11.Release of Claims.
(a)General Release. In exchange for the consideration provided to you under this Agreement to which you would not otherwise be entitled, you hereby generally and completely release the Company, and its affiliated, related, parent and subsidiary entities, and its and their current and former directors, officers, employees, shareholders, partners, agents, attorneys, predecessors, successors, insurers, affiliates, and assigns (collectively, the “Released Parties”) from any and all claims, liabilities and obligations, both known and unknown, that arise out of or are in any way related to events, acts, conduct, or omissions occurring prior to or on the date you sign this Agreement (collectively, the “Released Claims”).

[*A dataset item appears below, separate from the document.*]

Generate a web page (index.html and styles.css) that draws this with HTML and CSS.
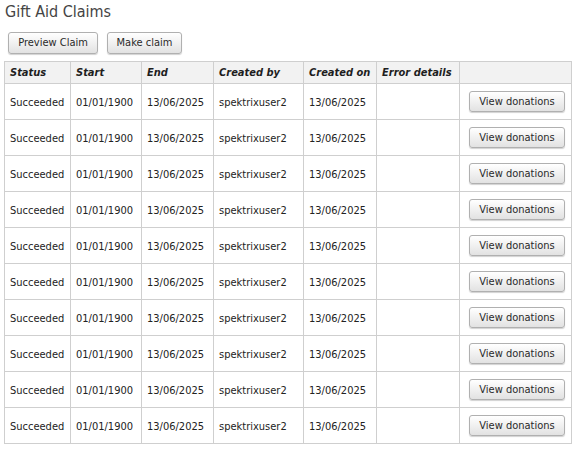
FILE: index.html
```html
<!DOCTYPE html>
<html>
<head>
<meta charset="utf-8">
<link rel="stylesheet" href="styles.css">
</head>
<body>
<h1 class="title">Gift Aid Claims</h1>
<div class="actions">
  <button class="btn btn-preview">Preview Claim</button>
  <button class="btn btn-make">Make claim</button>
</div>
<table class="claims">
  <colgroup>
    <col class="c-status"><col class="c-start"><col class="c-end"><col class="c-by"><col class="c-on"><col class="c-err"><col class="c-act">
  </colgroup>
  <thead>
    <tr><th>Status</th><th>Start</th><th>End</th><th>Created by</th><th>Created on</th><th>Error details</th><th></th></tr>
  </thead>
  <tbody>
    <tr><td>Succeeded</td><td>01/01/1900</td><td>13/06/2025</td><td>spektrixuser2</td><td>13/06/2025</td><td></td><td class="act"><button class="btn btn-view">View donations</button></td></tr>
    <tr><td>Succeeded</td><td>01/01/1900</td><td>13/06/2025</td><td>spektrixuser2</td><td>13/06/2025</td><td></td><td class="act"><button class="btn btn-view">View donations</button></td></tr>
    <tr><td>Succeeded</td><td>01/01/1900</td><td>13/06/2025</td><td>spektrixuser2</td><td>13/06/2025</td><td></td><td class="act"><button class="btn btn-view">View donations</button></td></tr>
    <tr><td>Succeeded</td><td>01/01/1900</td><td>13/06/2025</td><td>spektrixuser2</td><td>13/06/2025</td><td></td><td class="act"><button class="btn btn-view">View donations</button></td></tr>
    <tr><td>Succeeded</td><td>01/01/1900</td><td>13/06/2025</td><td>spektrixuser2</td><td>13/06/2025</td><td></td><td class="act"><button class="btn btn-view">View donations</button></td></tr>
    <tr><td>Succeeded</td><td>01/01/1900</td><td>13/06/2025</td><td>spektrixuser2</td><td>13/06/2025</td><td></td><td class="act"><button class="btn btn-view">View donations</button></td></tr>
    <tr><td>Succeeded</td><td>01/01/1900</td><td>13/06/2025</td><td>spektrixuser2</td><td>13/06/2025</td><td></td><td class="act"><button class="btn btn-view">View donations</button></td></tr>
    <tr><td>Succeeded</td><td>01/01/1900</td><td>13/06/2025</td><td>spektrixuser2</td><td>13/06/2025</td><td></td><td class="act"><button class="btn btn-view">View donations</button></td></tr>
    <tr><td>Succeeded</td><td>01/01/1900</td><td>13/06/2025</td><td>spektrixuser2</td><td>13/06/2025</td><td></td><td class="act"><button class="btn btn-view">View donations</button></td></tr>
    <tr><td>Succeeded</td><td>01/01/1900</td><td>13/06/2025</td><td>spektrixuser2</td><td>13/06/2025</td><td></td><td class="act"><button class="btn btn-view">View donations</button></td></tr>
  </tbody>
</table>
</body>
</html>
```
FILE: styles.css
```css
html, body {
  margin: 0;
  padding: 0;
  background: #fff;
}
body {
  padding: 0 4px;
  font-family: "DejaVu Sans Condensed", "DejaVu Sans", sans-serif;
  font-stretch: condensed;
  font-size: 11px;
  color: #222;
}
.title {
  margin: 0;
  padding: 2px 0 0 1px;
  height: 30px;
  box-sizing: border-box;
  font-size: 16px;
  font-weight: normal;
  color: #444;
  line-height: 20px;
}
.actions {
  display: flex;
  gap: 9px;
  padding-left: 4px;
  height: 31px;
  align-items: flex-start;
  padding-top: 2px;
  box-sizing: border-box;
}
.btn {
  font-family: inherit;
  font-stretch: condensed;
  font-size: 11px;
  color: #2a2a2a;
  background: linear-gradient(#ffffff, #e2e2e2);
  border: 1px solid #b0b0b0;
  border-radius: 3px;
  box-shadow: 0 1px 1px rgba(0,0,0,0.18);
  padding: 0;
  height: 22px;
  line-height: 20px;
  cursor: pointer;
}
.btn-preview { width: 90px; }
.btn-make { width: 75px; }
.btn-view { width: 96px; height: 21px; line-height: 19px; }
.claims {
  border-collapse: collapse;
  table-layout: fixed;
  width: 568px;
}
.c-status { width: 66px; }
.c-start { width: 71px; }
.c-end { width: 72px; }
.c-by { width: 90px; }
.c-on { width: 73px; }
.c-err { width: 83px; }
.c-act { width: 112px; }
.claims th, .claims td {
  border: 1px solid #cfcfcf;
  text-align: left;
  padding: 0 0 0 5px;
  white-space: nowrap;
  overflow: hidden;
}
.claims th {
  background: #f2f2f2;
  font-weight: bold;
  font-style: italic;
  color: #1e1e1e;
  height: 21px;
}
.claims td {
  height: 34px;
  padding-top: 1px;
}
.claims td.act {
  text-align: right;
  padding-right: 6px;
  padding-top: 0;
  padding-bottom: 1px;
  font-size: 0;
}
```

(b)Scope of Release. The Released Claims include, but are not limited to: (i) all claims arising out of or in any way related to your employment with the Company, or the termination of that employment; (ii) all claims related to your compensation or benefits from the Company, including salary, bonuses, commissions, vacation, paid time off, expense reimbursements, severance pay, fringe benefits, stock, stock options, or any other ownership, equity, or profits interests in the Company; (iii) all claims for breach of contract, wrongful termination, and breach of the implied covenant of good faith and fair dealing; (iv) all tort claims, including claims for fraud, defamation, emotional distress, and discharge in violation of public policy; and (v) all federal, state, and local statutory claims, including claims for discrimination, harassment, retaliation, attorneys’ fees, or other claims arising under the federal Civil Rights Act of 1964 (as amended), the federal Americans with Disabilities Act of 1990, the federal Age Discrimination in Employment Act of 1967 (as amended) (the “ADEA”), the California Labor Code (as amended), and the California Fair Employment and Housing Act (as amended).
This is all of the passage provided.